### DATA FOR THE TASK
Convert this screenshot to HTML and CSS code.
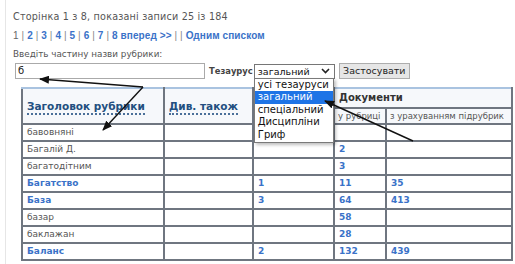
FILE: index.html
```html
<!DOCTYPE html>
<html lang="uk">
<head>
<meta charset="utf-8">
<title>Рубрики</title>
<link rel="stylesheet" href="styles.css">
</head>
<body>
<div class="page">
  <p class="info">Сторінка 1 з 8, показані записи 25 із 184</p>
  <p class="pager"><span class="cur">1</span> | <a href="#">2</a> | <a href="#">3</a> | <a href="#">4</a> | <a href="#">5</a> | <a href="#">6</a> | <a href="#">7</a> | <a href="#">8 вперед &gt;&gt;</a> | | <a href="#">Одним списком</a></p>
  <p class="label">Введіть частину назви рубрики:</p>
  <div class="form">
    <div class="input">б</div>
    <span class="thes">Тезаурус</span>
    <div class="select-wrap">
      <div class="select"><span>загальний</span><svg class="chev" width="9" height="6" viewBox="0 0 9 6"><path d="M1 1 L4.5 4.5 L8 1" fill="none" stroke="#222" stroke-width="1.6"/></svg></div>
      <ul class="options">
        <li>усі тезауруси</li>
        <li class="sel">загальний</li>
        <li>спеціальний</li>
        <li>Дисципліни</li>
        <li>Гриф</li>
      </ul>
    </div>
    <div class="btn">Застосувати</div>
  </div>
  <table class="grid">
    <colgroup>
      <col class="c1"><col class="c2"><col class="c3"><col class="c4"><col class="c5">
    </colgroup>
    <thead>
      <tr class="h1">
        <th rowspan="2" class="hl"><span class="dot">Заголовок рубрики</span></th>
        <th rowspan="2" class="hl"><span class="dot">Див. також</span></th>
        <th rowspan="2" class="hl"></th>
        <th colspan="2" class="hd">Документи</th>
      </tr>
      <tr class="h2">
        <th class="hs">у рубриці</th>
        <th class="hs">з урахуванням підрубрик</th>
      </tr>
    </thead>
    <tbody>
      <tr><td>бавовняні</td><td></td><td></td><td></td><td></td></tr>
      <tr><td>Багалій Д.</td><td></td><td></td><td class="n">2</td><td></td></tr>
      <tr><td>багатодітним</td><td></td><td></td><td class="n">3</td><td></td></tr>
      <tr><td class="b">Багатство</td><td></td><td class="n">1</td><td class="n">11</td><td class="n">35</td></tr>
      <tr><td class="b">База</td><td></td><td class="n">3</td><td class="n">64</td><td class="n">413</td></tr>
      <tr><td>базар</td><td></td><td></td><td class="n">58</td><td></td></tr>
      <tr><td>баклажан</td><td></td><td></td><td class="n">28</td><td></td></tr>
      <tr><td class="b">Баланс</td><td></td><td class="n">2</td><td class="n">132</td><td class="n">439</td></tr>
    </tbody>
  </table>
  <svg class="arrows" width="515" height="264" viewBox="0 0 515 264">
    <defs>
      <marker id="ah" markerWidth="10" markerHeight="8" refX="9" refY="4" orient="auto" markerUnits="userSpaceOnUse">
        <path d="M0 0 L10 4 L0 8 Z" fill="#111"/>
      </marker>
    </defs>
    <line x1="143" y1="87" x2="40" y2="79" stroke="#111" stroke-width="1.4" marker-end="url(#ah)"/>
    <line x1="143" y1="87" x2="103" y2="130" stroke="#111" stroke-width="1.4" marker-end="url(#ah)"/>
    <line x1="413" y1="141" x2="325" y2="101" stroke="#111" stroke-width="1.4" marker-end="url(#ah)"/>
  </svg>
</div>
</body>
</html>
```
FILE: styles.css
```css
html, body {
  margin: 0;
  padding: 0;
  background: #fff;
}
body {
  font-family: "DejaVu Sans", Verdana, sans-serif;
  font-size: 9px;
  color: #555;
  width: 515px;
  height: 264px;
  overflow: hidden;
}
.page {
  position: relative;
  margin-left: 5px;
  border-left: 1px solid #e6e6e6;
  padding: 10px 0 0 7px;
  height: 254px;
}
p { margin: 0; }
.info {
  line-height: 13px;
  font-size: 9.6px;
  letter-spacing: 0.2px;
}
.pager {
  margin-top: 7px;
  line-height: 12px;
  color: #888;
  font-family: "Liberation Sans", Arial, sans-serif;
  font-size: 10px;
  letter-spacing: 0.1px;
}
.pager a {
  color: #3a72c8;
  font-weight: bold;
  text-decoration: none;
}
.pager .cur { color: #666; }
.label {
  margin-top: 6px;
  line-height: 12px;
  font-size: 8.8px;
}
.form {
  display: flex;
  align-items: center;
  margin-top: 2px;
  height: 18px;
}
.input {
  width: 186px;
  height: 14px;
  margin-left: 2px;
  border: 1px solid #aaa;
  padding-left: 2px;
  line-height: 14px;
  font-size: 10px;
  color: #222;
}
.thes {
  margin-left: 4px;
  font-weight: bold;
  font-size: 8.4px;
  color: #444;
  white-space: nowrap;
}
.select-wrap {
  position: relative;
  margin-left: 1px;
}
.select {
  height: 13px;
  border: 1px solid #767676;
  display: flex;
  align-items: center;
  justify-content: space-between;
  padding: 0 4px 0 3px;
  box-sizing: content-box;
  width: 72px;
  color: #111;
  font-size: 9.5px;
}
.options {
  position: absolute;
  left: 0;
  top: 14px;
  width: 78px;
  margin: 0;
  padding: 0 0 1px;
  list-style: none;
  background: #fff;
  border: 1px solid #7a7a7a;
  box-shadow: 2px 2px 3px rgba(0,0,0,0.25);
  z-index: 2;
  font-size: 10px;
  color: #111;
}
.options li {
  height: 12.5px;
  line-height: 12px;
  padding-left: 3px;
}
.options li.sel {
  background: #1e74e6;
  color: #fff;
}
.btn {
  margin-left: 4px;
  width: 69px;
  height: 14px;
  border: 1px solid #adadad;
  background: #e6e6e6;
  text-align: center;
  line-height: 14px;
  color: #222;
  font-size: 9.5px;
}
.grid {
  margin-top: 7px;
  margin-left: 8px;
  border-collapse: collapse;
  table-layout: fixed;
  width: 490px;
}
.c1 { width: 142px; }
.c2 { width: 89px; }
.c3 { width: 81px; }
.c4 { width: 52px; }
.c5 { width: 126px; }
.grid th, .grid td {
  border: 2px solid #6f7680;
  padding: 0 4px;
  text-align: left;
  white-space: nowrap;
  overflow: hidden;
}
.grid thead tr.h1 th { border-top-color: #a9c3e0; }
.grid th { background: #f6f8fb; }
.h1 th.hl {
  height: 34px;
  font-size: 10.5px;
  color: #234f80;
}
.dot {
  border-bottom: 2px dotted #4a6f99;
  padding-bottom: 1px;
}
.h1 th.hd {
  height: 17px;
  font-size: 10px;
  color: #333;
}
.h2 th.hs {
  height: 14px;
  font-weight: normal;
  color: #555;
  font-size: 8.5px;
  padding: 0 3px;
}
.grid td {
  height: 15px;
  line-height: 13px;
  color: #555;
}
.grid td.b {
  color: #3a72c8;
  font-weight: bold;
}
.grid td.n {
  color: #3a72c8;
  font-weight: bold;
}
.arrows {
  position: absolute;
  left: -6px;
  top: 0;
  pointer-events: none;
  z-index: 3;
}
```
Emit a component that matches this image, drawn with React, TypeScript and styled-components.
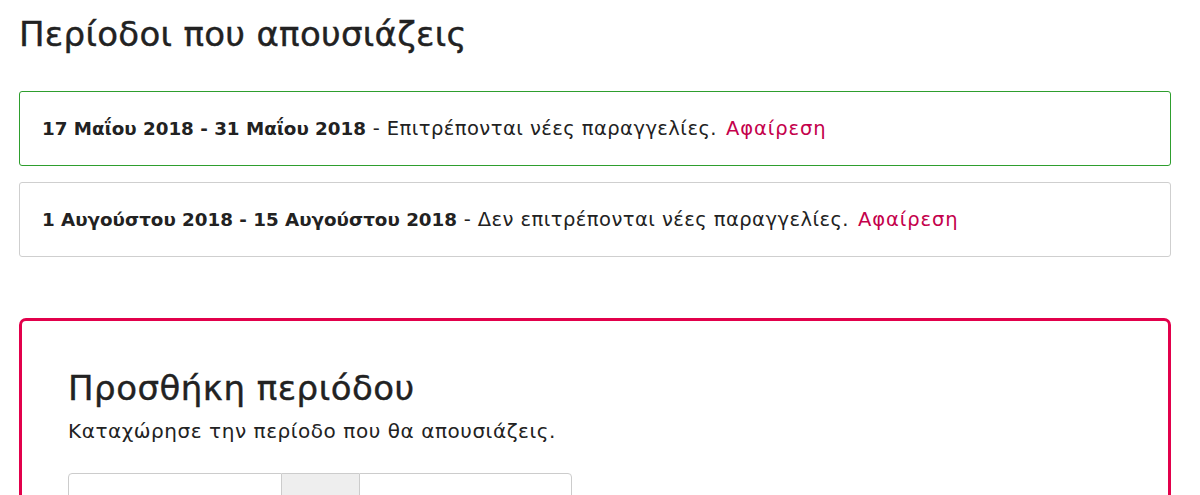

### THE REQUEST
Return each line from the material above exactly, but not the pictures.

### ANSWER IN FULL
Convert this screenshot to HTML and CSS code.
FILE: index.html
```html
<!DOCTYPE html>
<html lang="uk">
<head>
<meta charset="utf-8">
<title>Рубрики</title>
<link rel="stylesheet" href="styles.css">
</head>
<body>
<div class="page">
  <p class="info">Сторінка 1 з 8, показані записи 25 із 184</p>
  <p class="pager"><span class="cur">1</span> | <a href="#">2</a> | <a href="#">3</a> | <a href="#">4</a> | <a href="#">5</a> | <a href="#">6</a> | <a href="#">7</a> | <a href="#">8 вперед &gt;&gt;</a> | | <a href="#">Одним списком</a></p>
  <p class="label">Введіть частину назви рубрики:</p>
  <div class="form">
    <div class="input">б</div>
    <span class="thes">Тезаурус</span>
    <div class="select-wrap">
      <div class="select"><span>загальний</span><svg class="chev" width="9" height="6" viewBox="0 0 9 6"><path d="M1 1 L4.5 4.5 L8 1" fill="none" stroke="#222" stroke-width="1.6"/></svg></div>
      <ul class="options">
        <li>усі тезауруси</li>
        <li class="sel">загальний</li>
        <li>спеціальний</li>
        <li>Дисципліни</li>
        <li>Гриф</li>
      </ul>
    </div>
    <div class="btn">Застосувати</div>
  </div>
  <table class="grid">
    <colgroup>
      <col class="c1"><col class="c2"><col class="c3"><col class="c4"><col class="c5">
    </colgroup>
    <thead>
      <tr class="h1">
        <th rowspan="2" class="hl"><span class="dot">Заголовок рубрики</span></th>
        <th rowspan="2" class="hl"><span class="dot">Див. також</span></th>
        <th rowspan="2" class="hl"></th>
        <th colspan="2" class="hd">Документи</th>
      </tr>
      <tr class="h2">
        <th class="hs">у рубриці</th>
        <th class="hs">з урахуванням підрубрик</th>
      </tr>
    </thead>
    <tbody>
      <tr><td>бавовняні</td><td></td><td></td><td></td><td></td></tr>
      <tr><td>Багалій Д.</td><td></td><td></td><td class="n">2</td><td></td></tr>
      <tr><td>багатодітним</td><td></td><td></td><td class="n">3</td><td></td></tr>
      <tr><td class="b">Багатство</td><td></td><td class="n">1</td><td class="n">11</td><td class="n">35</td></tr>
      <tr><td class="b">База</td><td></td><td class="n">3</td><td class="n">64</td><td class="n">413</td></tr>
      <tr><td>базар</td><td></td><td></td><td class="n">58</td><td></td></tr>
      <tr><td>баклажан</td><td></td><td></td><td class="n">28</td><td></td></tr>
      <tr><td class="b">Баланс</td><td></td><td class="n">2</td><td class="n">132</td><td class="n">439</td></tr>
    </tbody>
  </table>
  <svg class="arrows" width="515" height="264" viewBox="0 0 515 264">
    <defs>
      <marker id="ah" markerWidth="10" markerHeight="8" refX="9" refY="4" orient="auto" markerUnits="userSpaceOnUse">
        <path d="M0 0 L10 4 L0 8 Z" fill="#111"/>
      </marker>
    </defs>
    <line x1="143" y1="87" x2="40" y2="79" stroke="#111" stroke-width="1.4" marker-end="url(#ah)"/>
    <line x1="143" y1="87" x2="103" y2="130" stroke="#111" stroke-width="1.4" marker-end="url(#ah)"/>
    <line x1="413" y1="141" x2="325" y2="101" stroke="#111" stroke-width="1.4" marker-end="url(#ah)"/>
  </svg>
</div>
</body>
</html>
```
FILE: styles.css
```css
html, body {
  margin: 0;
  padding: 0;
  background: #fff;
}
body {
  font-family: "DejaVu Sans", Verdana, sans-serif;
  font-size: 9px;
  color: #555;
  width: 515px;
  height: 264px;
  overflow: hidden;
}
.page {
  position: relative;
  margin-left: 5px;
  border-left: 1px solid #e6e6e6;
  padding: 10px 0 0 7px;
  height: 254px;
}
p { margin: 0; }
.info {
  line-height: 13px;
  font-size: 9.6px;
  letter-spacing: 0.2px;
}
.pager {
  margin-top: 7px;
  line-height: 12px;
  color: #888;
  font-family: "Liberation Sans", Arial, sans-serif;
  font-size: 10px;
  letter-spacing: 0.1px;
}
.pager a {
  color: #3a72c8;
  font-weight: bold;
  text-decoration: none;
}
.pager .cur { color: #666; }
.label {
  margin-top: 6px;
  line-height: 12px;
  font-size: 8.8px;
}
.form {
  display: flex;
  align-items: center;
  margin-top: 2px;
  height: 18px;
}
.input {
  width: 186px;
  height: 14px;
  margin-left: 2px;
  border: 1px solid #aaa;
  padding-left: 2px;
  line-height: 14px;
  font-size: 10px;
  color: #222;
}
.thes {
  margin-left: 4px;
  font-weight: bold;
  font-size: 8.4px;
  color: #444;
  white-space: nowrap;
}
.select-wrap {
  position: relative;
  margin-left: 1px;
}
.select {
  height: 13px;
  border: 1px solid #767676;
  display: flex;
  align-items: center;
  justify-content: space-between;
  padding: 0 4px 0 3px;
  box-sizing: content-box;
  width: 72px;
  color: #111;
  font-size: 9.5px;
}
.options {
  position: absolute;
  left: 0;
  top: 14px;
  width: 78px;
  margin: 0;
  padding: 0 0 1px;
  list-style: none;
  background: #fff;
  border: 1px solid #7a7a7a;
  box-shadow: 2px 2px 3px rgba(0,0,0,0.25);
  z-index: 2;
  font-size: 10px;
  color: #111;
}
.options li {
  height: 12.5px;
  line-height: 12px;
  padding-left: 3px;
}
.options li.sel {
  background: #1e74e6;
  color: #fff;
}
.btn {
  margin-left: 4px;
  width: 69px;
  height: 14px;
  border: 1px solid #adadad;
  background: #e6e6e6;
  text-align: center;
  line-height: 14px;
  color: #222;
  font-size: 9.5px;
}
.grid {
  margin-top: 7px;
  margin-left: 8px;
  border-collapse: collapse;
  table-layout: fixed;
  width: 490px;
}
.c1 { width: 142px; }
.c2 { width: 89px; }
.c3 { width: 81px; }
.c4 { width: 52px; }
.c5 { width: 126px; }
.grid th, .grid td {
  border: 2px solid #6f7680;
  padding: 0 4px;
  text-align: left;
  white-space: nowrap;
  overflow: hidden;
}
.grid thead tr.h1 th { border-top-color: #a9c3e0; }
.grid th { background: #f6f8fb; }
.h1 th.hl {
  height: 34px;
  font-size: 10.5px;
  color: #234f80;
}
.dot {
  border-bottom: 2px dotted #4a6f99;
  padding-bottom: 1px;
}
.h1 th.hd {
  height: 17px;
  font-size: 10px;
  color: #333;
}
.h2 th.hs {
  height: 14px;
  font-weight: normal;
  color: #555;
  font-size: 8.5px;
  padding: 0 3px;
}
.grid td {
  height: 15px;
  line-height: 13px;
  color: #555;
}
.grid td.b {
  color: #3a72c8;
  font-weight: bold;
}
.grid td.n {
  color: #3a72c8;
  font-weight: bold;
}
.arrows {
  position: absolute;
  left: -6px;
  top: 0;
  pointer-events: none;
  z-index: 3;
}
```
Emit a component that matches this image, drawn with React, TypeScript and styled-components.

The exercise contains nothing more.